The largely rural states of Northeastern Brazil are well known for their machismo culture and long history of gender discrimination. Relegated to positions of passivity, women in the traditionally male-dominated region by and large lack a voice in both local government and the private sector. The region’s large population of minority women is at an even greater disadvantage: Faced with dual sources of discrimination, black domestic workers in the region receive as much as 80 percent less than their white counterparts. Moreover, violence against women is widely tolerated in the Northeast, and in some cases, has even risen in recent years. Between 2003 and 2005, more than 1,000 women were killed in the state of Pernambuco alone. Of these killings, 56 percent took place in public areas, revealing that violence is no longer confined to the private sphere.

In such an environment, women frequently lack the confidence and access to education and resources they need to challenge the status quo. As a result, Brazil’s feminist movement remains largely in the hands of the country’s predominately white wealthier class. While the movement has made significant progress in recent years, it is often dismissed as merely a collection of militant and largely elitist firebrands, whose agendas are out of touch with those of average citizens. Moreover, the movement has been historically issues-oriented, with a focus on securing reproductive rights and guaranteeing a woman’s control over her own body. While important, this emphasis has done little to improve the vast discrepancy between men and women’s political representation. Increasing the number of women in positions of power has been viewed as a means to the end of improving the position of women rather than an end in itself. In 2001, women accounted for less than 12 percent of the country’s Legislature and held just 5 percent of the elected positions in the Executive Branch; there is increasing need for a shift in the movement’s approach.

The Strategy

Using interactive forums, role-playing exercises, and the participants’ personal experiences, Ana works to build participants’ self-esteem and to prepare them to effectively communicate women’s issues with the outside world. The women discuss topics covering human rights, public policy, sexual and reproductive rights, violence against women, race and ethnicity, and receive training in both solidarity-based leadership and media advocacy. To both engage existing leaders and to broaden public perception of what constitutes a “feminist,” Ana recruits participants from a variety of existing networks, including neighborhood groups and other active social organizations. Throughout each training period, Ana actively encourages participants to speak up at public forums and community events and to advocate for political change through non-traditional means, rather than rely exclusively on standard media channels. She aims to foster dialogue in the many public spaces where women already play a role.

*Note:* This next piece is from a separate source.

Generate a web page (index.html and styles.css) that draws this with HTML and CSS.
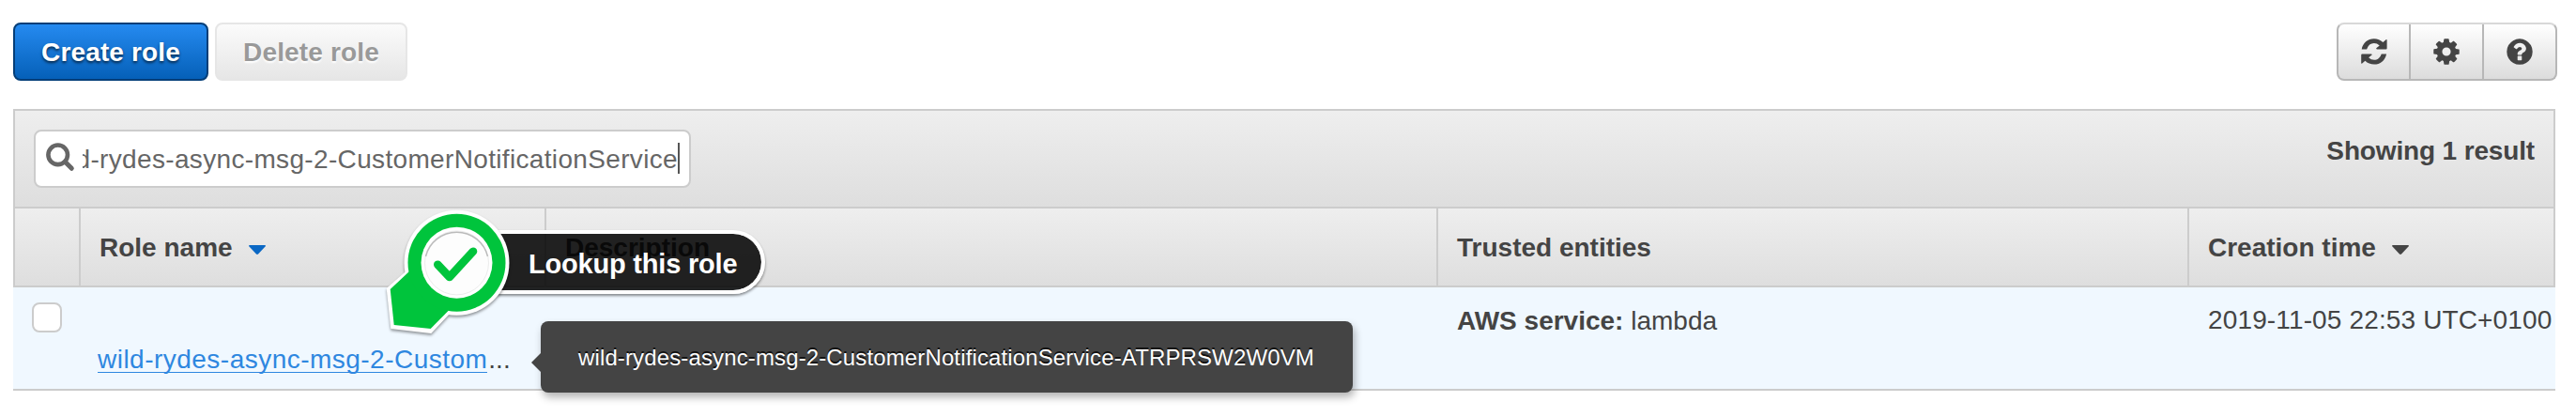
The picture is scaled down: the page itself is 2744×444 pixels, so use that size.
FILE: index.html
```html
<!DOCTYPE html>
<html lang="en">
<head>
<meta charset="utf-8">
<title>Roles</title>
<link rel="stylesheet" href="styles.css">
</head>
<body>
<div class="toolbar">
  <button class="btn btn-primary">Create role</button>
  <button class="btn btn-disabled" disabled>Delete role</button>
  <div class="btn-group">
    <button class="icon-btn" aria-label="Refresh"><svg width="28" height="28" viewBox="0 0 28 28"><path d="M.7 11.400C1.800 4.800 7.300.2 13.800.2C17.500.2 20.800 1.500 23.400 4L26.600 1.200Q27.600.6 27.600 1.800V10.400Q27.600 11.400 26.600 11.400H17Q15.400 11.200 16.600 10L19.700 7.500C18 5.800 16 5 13.800 5C10.200 5 7.500 7.200 6.100 11.400Z"/><path transform="rotate(180 13.900 13.900)" d="M.7 11.400C1.800 4.800 7.300.2 13.800.2C17.500.2 20.800 1.500 23.400 4L26.600 1.200Q27.600.6 27.600 1.800V10.400Q27.600 11.400 26.600 11.400H17Q15.400 11.200 16.600 10L19.700 7.500C18 5.800 16 5 13.800 5C10.200 5 7.500 7.200 6.100 11.400Z"/></svg></button>
    <button class="icon-btn" aria-label="Settings"><svg width="32" height="32" viewBox="0 0 1792 1792"><path d="M1152 896q0-106-75-181t-181-75-181 75-75 181 75 181 181 75 181-75 75-181zm512-109v222q0 12-8 23t-20 13l-185 28q-19 54-39 91 35 50 107 138 10 12 10 25t-9 23q-27 37-99 108t-94 71q-12 0-26-9l-138-108q-44 23-91 38-16 136-29 186-7 28-36 28h-222q-14 0-24.500-8.500t-11.500-21.500l-28-184q-49-16-90-37l-141 107q-10 9-25 9-14 0-25-11-126-114-165-168-7-10-7-23 0-12 8-23 15-21 51-66.500t54-70.500q-27-50-41-99l-183-27q-13-2-21-12.500t-8-23.500v-222q0-12 8-23t19-13l186-28q14-46 39-92-40-57-107-138-10-12-10-24 0-10 9-23 26-36 98.500-107.500t94.500-71.500q13 0 26 10l138 107q44-23 91-38 16-136 29-186 7-28 36-28h222q14 0 24.500 8.500t11.500 21.500l28 184q49 16 90 37l142-107q9-9 24-9 13 0 25 10 129 119 165 170 7 8 7 22 0 12-8 23-15 21-51 66.500t-54 70.500q26 50 41 98l183 28q13 2 21 12.500t8 23.500z"/></svg></button>
    <button class="icon-btn" aria-label="Help"><svg width="32" height="32" viewBox="0 0 1792 1792"><path d="M1024 1376v-192q0-14-9-23t-23-9h-192q-14 0-23 9t-9 23v192q0 14 9 23t23 9h192q14 0 23-9t9-23zm256-672q0-88-55.500-163t-138.500-116-170-41q-243 0-371 213-15 24 8 42l132 100q7 6 19 6 16 0 25-12 53-68 86-92 34-24 86-24 48 0 85.500 26t37.500 59q0 38-20 61t-68 45q-63 28-115.500 86.500t-52.500 125.500v36q0 14 9 23t23 9h192q14 0 23-9t9-23q0-19 21.500-49.500t54.500-49.500q32-18 49-28.500t46-35 44.500-48 28-60.500 12.500-81zm384 192q0 209-103 385.500t-279.500 279.500-385.500 103-385.500-103-279.500-279.500-103-385.500 103-385.500 279.500-279.500 385.500-103 385.500 103 279.500 279.500 103 385.500z"/></svg></button>
  </div>
</div>

<div class="panel">
  <div class="filter-bar">
    <div class="search">
      <svg class="search-icon" width="32" height="32" viewBox="0 0 32 32"><circle cx="12.700" cy="12.800" r="10.300" fill="none" stroke="#666" stroke-width="4.600"/><path d="M20.300 20.300L27.300 27.300" stroke="#666" stroke-width="5" stroke-linecap="round"/></svg>
      <div class="search-text">wild-rydes-async-msg-2-CustomerNotificationService</div>
      <span class="caret"></span>
    </div>
    <div class="count">Showing 1 result</div>
  </div>
  <div class="row head">
    <div class="cell"></div>
    <div class="cell">Role name<svg class="sort" width="18" height="10" viewBox="0 0 18 10"><path d="M0 1Q0 0 1 0H17Q18 0 18 1L10 9.500Q9 10.400 8 9.500Z" fill="#0a67c4"/></svg></div>
    <div class="cell">Description</div>
    <div class="cell">Trusted entities</div>
    <div class="cell">Creation time<svg class="sort" width="18" height="10" viewBox="0 0 18 10"><path d="M0 1Q0 0 1 0H17Q18 0 18 1L10 9.500Q9 10.400 8 9.500Z" fill="#444"/></svg></div>
  </div>
  <div class="row body">
    <div class="check-cell"><span class="checkbox"></span></div>
    <div class="name-cell"><a class="link">wild-rydes-async-msg-2-Custom</a><span class="dots">...</span></div>
    <div></div>
    <div class="data-cell"><b>AWS service:</b> lambda</div>
    <div class="data-cell date">2019-11-05 22:53 UTC+0100</div>
  </div>
</div>

<div class="tooltip">wild-rydes-async-msg-2-CustomerNotificationService-ATRPRSW2W0VM</div>

<div class="callout">Lookup this role</div>
<svg class="marker" width="150" height="150" viewBox="400 214 150 150">
  <g class="marker-shape">
    <path d="M434 287.500L411.700 307L416.300 350L459.300 355L478.500 334.500Z" fill="#fff"/>
    <circle cx="486.500" cy="279.700" r="56" fill="#fff"/>
  </g>
  <path d="M436.500 288.500L415.700 308L419.700 346L458.700 350L477.500 331Z" fill="#00c43c"/>
  <circle cx="486.500" cy="279.700" r="52" fill="#00c43c"/>
  <circle cx="486.500" cy="279.700" r="38" fill="#fff"/>
  <circle cx="486.500" cy="279.900" r="34" fill="#fdfdfd" stroke="#ececec" stroke-width="1"/>
  <path d="M453.500 273A34 34 0 0 1 519.500 273" fill="none" stroke="#bbb" stroke-width="1.500"/>
  <path d="M466.300 281.700L478.800 295L504 267.700" fill="none" stroke="#00c43c" stroke-width="8.600" stroke-linecap="round" stroke-linejoin="round"/>
</svg>
</body>
</html>
```
FILE: styles.css
```css
* { box-sizing: border-box; }

body {
  margin: 0;
  padding: 24px 22px 0 14px;
  height: 444px;
  overflow: hidden;
  position: relative;
  background: #fff;
  color: #444;
  font: 28px/32px "Liberation Sans", Arial, sans-serif;
}

.toolbar {
  display: flex;
  gap: 7px;
  height: 62px;
  margin-right: -2px;
}

.btn {
  height: 62px;
  padding: 2px 0 0;
  border: 2px solid;
  border-radius: 8px;
  font: bold 28px/32px "Liberation Sans", Arial, sans-serif;
  letter-spacing: .15px;
  text-align: center;
  white-space: nowrap;
}

.btn-primary {
  width: 208px;
  border-color: #043e78;
  background: linear-gradient(#258af0, #0560b8);
  color: #fff;
  text-shadow: 0 2px 3px rgba(0, 0, 0, .65);
}

.btn-disabled {
  width: 205px;
  border-color: #e6e6e6;
  background: linear-gradient(#fbfbfb, #e6e6e6);
  color: #999;
  text-shadow: 0 2px 2px #fff;
}

.btn-group {
  display: grid;
  grid-template-columns: 75px 78px 78px;
  width: 235px;
  margin-left: auto;
  border: 2px solid #b7b7b7;
  border-top-color: #d8d8d8;
  border-radius: 8px;
  background: linear-gradient(#fff, #dcdcdc);
}

.icon-btn {
  display: flex;
  align-items: center;
  justify-content: center;
  padding: 0;
  border: 0;
  background: none;
  fill: #444;
}

.icon-btn + .icon-btn { border-left: 2px solid #b7b7b7; }

.panel { margin-top: 30px; }

.filter-bar {
  display: flex;
  justify-content: space-between;
  height: 104px;
  padding: 20px 20px 0;
  border: 2px solid #ccc;
  border-bottom: 0;
  background: linear-gradient(#eee, #dedede);
}

.search {
  display: flex;
  width: 700px;
  height: 62px;
  padding: 12px 11px;
  border: 2px solid #ccc;
  border-radius: 8px;
  background: #fff;
  color: #666;
}

.search-icon { flex: none; }

.search-text {
  display: flex;
  flex: none;
  justify-content: flex-end;
  width: 634px;
  margin-left: 7px;
  padding-top: 2px;
  overflow: hidden;
  letter-spacing: .34px;
  white-space: nowrap;
}

.caret {
  flex: none;
  width: 2px;
  height: 33px;
  background: #555;
}

.count {
  padding-top: 7px;
  font-weight: bold;
  letter-spacing: -.15px;
}

.row {
  display: grid;
  grid-template-columns: 72px 496px 950px 800px 390px;
}

.head {
  height: 86px;
  border-top: 2px solid #ccc;
  border-bottom: 2px solid #ccc;
  background: linear-gradient(#eee, #dedede);
  font-weight: bold;
}

.cell {
  padding: 26px 0 0 20px;
  border-right: 2px solid #ccc;
}

.cell:first-child { border-left: 2px solid #ccc; }

.sort {
  margin-left: 17px;
  vertical-align: 2px;
}

.body {
  height: 110px;
  border-bottom: 2px solid #ccc;
  background: #f0f8ff;
}

.check-cell { padding: 16px 0 0 20px; }

.checkbox {
  display: block;
  width: 32px;
  height: 32px;
  border: 2px solid #ccc;
  border-radius: 8px;
  background: #fff;
}

.name-cell {
  padding: 61px 0 0 18px;
  white-space: nowrap;
}

.link {
  display: inline-block;
  height: 28px;
  border-bottom: 1px solid #2e87e0;
  color: #2e87e0;
  letter-spacing: .48px;
  line-height: 28px;
}

.dots { margin-left: 1px; }

.data-cell {
  padding: 20px 0 0 20px;
  white-space: nowrap;
}

.date {
  padding-top: 19px;
  letter-spacing: .14px;
}

.tooltip {
  position: absolute;
  left: 576px;
  top: 342px;
  width: 865px;
  height: 76px;
  padding: 23px 0 0 40px;
  border-radius: 8px;
  background: #444;
  box-shadow: 2px 5px 9px rgba(0, 0, 0, .3);
  color: #fff;
  font-size: 24px;
  letter-spacing: .13px;
  text-shadow: 0 -2px 0 #111;
  white-space: nowrap;
}

.tooltip::before {
  content: "";
  position: absolute;
  left: -10px;
  top: 34px;
  border: solid transparent;
  border-width: 10px 10px 10px 0;
  border-right-color: #444;
}

.callout {
  position: absolute;
  left: 520px;
  top: 245px;
  width: 295px;
  height: 68px;
  padding: 16px 0 0 43px;
  border: 4px solid #fff;
  border-left: 0;
  border-radius: 0 34px 34px 0;
  background: rgba(0, 0, 0, .86);
  background-clip: padding-box;
  box-shadow: 0 2px 3px rgba(0, 0, 0, .45);
  color: #fff;
  font-size: 29px;
  font-weight: bold;
  letter-spacing: -.2px;
  white-space: nowrap;
}

.marker {
  position: absolute;
  left: 400px;
  top: 214px;
}

.marker-shape { filter: drop-shadow(0 2px 1.5px rgba(0, 0, 0, .4)); }
```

To sustain her movement throughout the region, Ana then trains participants to lead the communication sessions. She has compiled the information and strategies into a sort of action handbook that covers overall messaging, content, and communication tools. The model can thus be easily replicated and adapted to fit the local contexts of women from a variety of backgrounds.

She also works directly with self-described feminist organizations to diversify their representation and leadership. She challenges leaders to confront favoritism and centralized decision-making in their organizations. Ana brings them together with leaders of other disenfranchised groups, including rural workers, lesbians, union members, youth leaders, and representatives of the black and disabled movements. Once together, Ana works with the women to plan future collaborative campaigns. One such brainstorming session led to a highly popular campaign, the Vigil for an End to Violence, in which women come together for a monthly demonstration in memory of those killed.

To date, she has trained 150 women in five Northeastern states, among them transvestites and others who face systematic discrimination. Having established training programs with the women of Cabo de Santo Agostinho, a city on the northeastern coast, Ana is developing strategic partnerships with several national organizations whose broad constituencies are ideally suited to her vision. She has partnered with a diverse array of groups involved in media and the Black and feminist movements, including those run by Ashoka Fellows’ Bia Barbosa, Jacira Melo, and Rebeca Duarte, and has partnered with Federal University of Pernambuco to monitor and evaluate women’s participation in public spaces.

The Person

Ana was born into a poor family in one of the most violent neighborhoods of Recife in Northeastern Brazil. The roots of her present passion are not hard to find: Having lost her father at an early age, Ana grew up surrounded by women, and remembers the radio as her only source of information and leisure. It was not until she entered the Catholic University of Pernambuco as a journalism student, however, that Ana discovered feminism. By assuming this political identity, she was suddenly able to reflect more critically on the discrimination she had long confronted growing up as a black woman from a low-income community.

After graduation, Ana worked at the Women’s Center of Cabo, where she implemented the program, Radio Mulher na Zona Mata Sul do Estado. As the only feminist radio program in Pernambuco, it quickly gained a large audience across fifty municipalities. In a region known for its rampant sexism, this act of political communication was the first to open a space for women’s voices and social movements. In 2000, following the success of this endeavor, Ana launched Youth Communicators, a leadership development program aimed to engage low-income youth in the human rights movement. In addition to garnering numerous national and international awards, the project enabled two students to enter university and secured jobs for another thirty, both male and female, following graduation.

While pursuing these goals, Ana represented the Women’s Center in the Women’s Forum of Pernambuco, a feminist body with 67 member organizations. It was in this capacity that she grew frustrated by the obvious favoritism and limited agenda within the feminist movement. With a grant supported by the MacArthur Foundation, she developed Media Advocacy, using the Forum as a platform for her informal training model.